I did mention that I wanted to balance the good and the bad, so I am sorry if that hasn’t been more apparent, but before wrapping up, I can say something about the visuals. The film does look expensive, if that can be called a compliment. Yes, the giants are CG creations, but they have unique designs and fit in the world that this film has created. Some seem to complain about this, but I am not sure what the alternative would have been. If the 60s version, Jack the Giant Killer, had CG to utilize, the filmmakers would have easily gone that route, just as Singer has done here. The worlds created are good looking as well, evoking the mood of something like King Kong’s Skull Island. I chose not to see the film in 3D, so I am not sure how muddled the nighttime scenes, featuring lots of rain and beanstalk growth, look in 3D, but I can say that the film does appear to have been shot to incorporate the 3D element in a few instances. Additionally, the digital photography lends the film a unique visual aesthetic, as far as the cinematography is concerned.

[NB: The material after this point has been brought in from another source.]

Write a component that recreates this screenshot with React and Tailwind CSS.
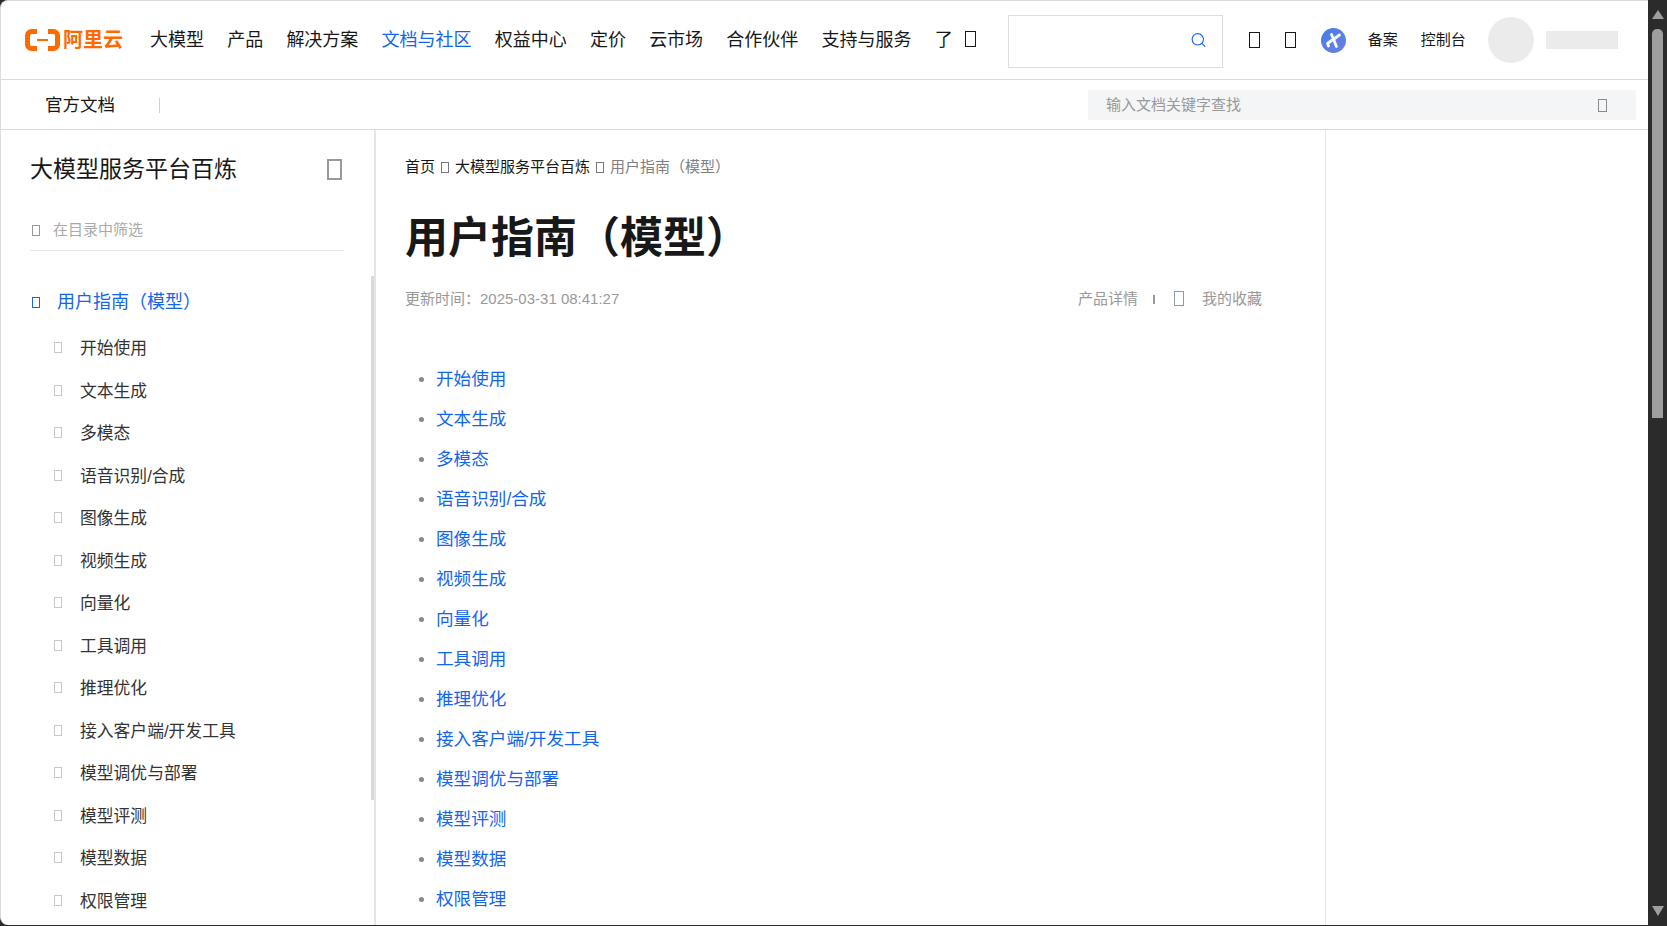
import { Search } from 'lucide-react'

const navItems = ['大模型', '产品', '解决方案', '文档与社区', '权益中心', '定价', '云市场', '合作伙伴', '支持与服务', '了']
const guideItems = [
  '开始使用',
  '文本生成',
  '多模态',
  '语音识别/合成',
  '图像生成',
  '视频生成',
  '向量化',
  '工具调用',
  '推理优化',
  '接入客户端/开发工具',
  '模型调优与部署',
  '模型评测',
  '模型数据',
  '权限管理',
]

// the page's icon font is missing, so every icon shows as an empty box
function Tofu({ className }) {
  return <span className={`block shrink-0 border ${className}`} />
}

function Logo() {
  return (
    <div className="flex w-[98px] shrink-0 items-center gap-[3px]">
      <svg width="35" height="22" viewBox="0 0 35 22" fill="none" className="shrink-0">
        <path d="M12 2.5H6.5A4 4 0 0 0 2.5 6.500V15.500A4 4 0 0 0 6.500 19.500H12" stroke="#ff6a00" strokeWidth="5" strokeLinejoin="round" />
        <path d="M23 2.500H28.500A4 4 0 0 1 32.500 6.500V15.500A4 4 0 0 1 28.500 19.500H23" stroke="#ff6a00" strokeWidth="5" strokeLinejoin="round" />
        <rect x="12" y="10" width="11" height="2" fill="#ff6a00" />
      </svg>
      <span className="text-[20px] leading-none font-bold whitespace-nowrap text-[#ff6a00]">阿里云</span>
    </div>
  )
}

function Header() {
  return (
    <header className="flex h-[79px] shrink-0 items-center border-b border-[#dcdcdc] pl-[24px]">
      <Logo />
      <nav className="ml-[27px] flex items-center gap-[23.200px] text-[18px] text-[#181818]">
        {navItems.map((item) => (
          <span key={item} className={item === '文档与社区' ? 'text-[#1366ec]' : ''}>
            {item}
          </span>
        ))}
      </nav>
      <Tofu className="ml-[12px] h-[16px] w-[11px] -translate-y-[1px] border-[1.500px] border-[#181818]" />
      <div className="mt-[2px] ml-[32px] flex h-[53px] w-[215px] shrink-0 items-center justify-end border border-[#dddddd] pr-[15px]">
        <Search size={17} strokeWidth={1.6} className="-translate-y-[1.500px] text-[#1366ec]" />
      </div>
      <Tofu className="ml-[26px] h-[16px] w-[11px] border-[1.500px] border-[#181818]" />
      <Tofu className="ml-[25px] h-[16px] w-[11px] border-[1.500px] border-[#181818]" />
      <div className="ml-[25px] flex h-[25px] w-[25px] shrink-0 items-center justify-center rounded-full bg-gradient-to-br from-[#3f7fe8] to-[#6f7fe0]">
        <svg width="17" height="17" viewBox="0 0 17 17">
          <path d="M14.500 3 L2.500 11.500 M6.500 2.500 L11.500 14.500 M2.500 11.500 L3.500 14" stroke="#fff" strokeWidth="2.800" strokeLinecap="round" fill="none" />
        </svg>
      </div>
      <span className="ml-[22px] text-[15px] whitespace-nowrap text-[#181818]">备案</span>
      <span className="ml-[23px] text-[15px] whitespace-nowrap text-[#181818]">控制台</span>
      <div className="ml-[22px] h-[46px] w-[46px] shrink-0 rounded-full bg-[#ebebeb]" />
      <div className="ml-[12px] h-[18px] w-[72px] shrink-0 bg-[#ebebeb]" />
    </header>
  )
}

function SubNav() {
  return (
    <div className="flex h-[50px] shrink-0 items-center border-b border-[#dcdcdc] pt-[1px] pl-[44px]">
      <span className="text-[17.500px] text-[#181818]">官方文档</span>
      <div className="ml-[44px] h-[15px] w-px bg-[#d0d0d0]" />
      <div className="mr-[12px] ml-auto flex h-[30px] w-[548px] items-center justify-between bg-[#f4f5f6] pr-[29px] pl-[18px]">
        <span className="text-[15px] text-[#999999]">输入文档关键字查找</span>
        <Tofu className="h-[13px] w-[9px] border-[#8a8a8a]" />
      </div>
    </div>
  )
}

function Sidebar() {
  return (
    <aside className="relative w-[375px] shrink-0 overflow-hidden border-r-2 border-[#e5e5e5] pl-[29px]">
      <div className="mt-[24px] flex h-[30px] w-[314px] items-center justify-between pr-[2px]">
        <span className="text-[23px] text-[#181818]">大模型服务平台百炼</span>
        <Tofu className="h-[21px] w-[15px] border-2 border-[#999999]" />
      </div>
      <div className="mt-[26px] flex h-[41px] w-[314px] items-center border-b border-[#e5e5e5] pl-[2px]">
        <Tofu className="h-[11px] w-[8px] border-[#999999]" />
        <span className="ml-[13px] text-[15px] text-[#aaaaaa]">在目录中筛选</span>
      </div>
      <div className="mt-[29px] flex h-[44px] items-center pl-[2px]">
        <Tofu className="h-[11px] w-[8px] border-[#1366ec]" />
        <span className="ml-[17px] text-[18px] text-[#1366ec]">用户指南（模型）</span>
      </div>
      <ul className="mt-[3.500px] pl-[24px]">
        {guideItems.map((item) => (
          <li key={item} className="flex h-[42.500px] items-center">
            <Tofu className="h-[11px] w-[8px] -translate-y-[1px] border-[#c8c8c8]" />
            <span className="ml-[18px] text-[16.800px] text-[#333333]">{item}</span>
          </li>
        ))}
      </ul>
      <div className="absolute top-[146px] right-0 h-[524px] w-[3px] bg-[#d9d9d9]" />
    </aside>
  )
}

function Content() {
  return (
    <main className="w-[950px] shrink-0 overflow-hidden border-r border-[#e8e8e8] pl-[29px]">
      <div className="mt-[25px] flex h-[24px] items-center text-[15px] text-[#181818]">
        <span>首页</span>
        <Tofu className="mx-[6px] h-[11px] w-[8px] border-[#777777]" />
        <span>大模型服务平台百炼</span>
        <Tofu className="mx-[6px] h-[11px] w-[8px] border-[#777777]" />
        <span className="text-[#808080]">用户指南（模型）</span>
      </div>
      <h1 className="mt-[29px] flex h-[60px] items-center text-[43px] font-bold text-[#181818]">用户指南（模型）</h1>
      <div className="mt-[19px] flex h-[24px] w-[857px] items-center justify-between text-[15px] text-[#999999]">
        <span>更新时间：2025-03-31 08:41:27</span>
        <div className="flex items-center">
          <span>产品详情</span>
          <div className="ml-[15px] h-[9px] w-[2px] bg-[#999999]" />
          <Tofu className="ml-[19px] h-[15px] w-[10px] -translate-y-[1px] border-[#8f9aa8]" />
          <span className="ml-[18px]">我的收藏</span>
        </div>
      </div>
      <ul className="mt-[48px]">
        {guideItems.map((item) => (
          <li key={item} className="flex h-[40px] items-center">
            <span className="ml-[14px] h-[5px] w-[5px] shrink-0 rounded-full bg-[#888888]" />
            <a href="#" className="ml-[12px] text-[17.600px] text-[#1366ec]">
              {item}
            </a>
          </li>
        ))}
      </ul>
    </main>
  )
}

function BrowserScrollbar() {
  return (
    <div className="flex h-full w-[19px] shrink-0 flex-col items-center">
      <div className="mt-[10px] h-0 w-0 border-x-[6px] border-b-[9px] border-x-transparent border-b-[#9e9e9e]" />
      <div className="mt-[10px] h-[389px] w-[11px] rounded-t-[5px] bg-[#9e9e9e]" />
      <div className="mt-auto mb-[10px] h-0 w-0 border-x-[6px] border-t-[10px] border-x-transparent border-t-[#9e9e9e]" />
    </div>
  )
}

export default function App() {
  return (
    <div
      className="flex h-[926px] w-[1667px] overflow-hidden bg-[#2b2b2b]"
      style={{ fontFamily: '"Liberation Sans", "Noto Sans CJK SC", sans-serif' }}
    >
      <div className="flex h-[925px] w-[1648px] shrink-0 flex-col overflow-hidden rounded-l-[8px] border-t border-l border-[#dcdcdc] bg-white">
        <Header />
        <SubNav />
        <div className="flex min-h-0 flex-1">
          <Sidebar />
          <Content />
        </div>
      </div>
      <BrowserScrollbar />
    </div>
  )
}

I basically gave a checklist in regards to the visuals, even though this is a film about spectacle, but that really seems to be the most that matters. Again, I do think that people ‘tried’ in this film. It is certainly not an outright failure to the cinematic community or anything like that; I just think that the film lacks a clear center in terms of having everyone on board to make the same movie. It is most notably straightforward in its approach to being an adventure story, but at the same time, it loses a lot of flavor by not having more fun with its material. As a result, Jack the Giant Slayer does not end up being giant fun, but it was more enjoyable than sitting on your tuffet and doing nothing.
Elmont: Let’s cut them down to size, shall we?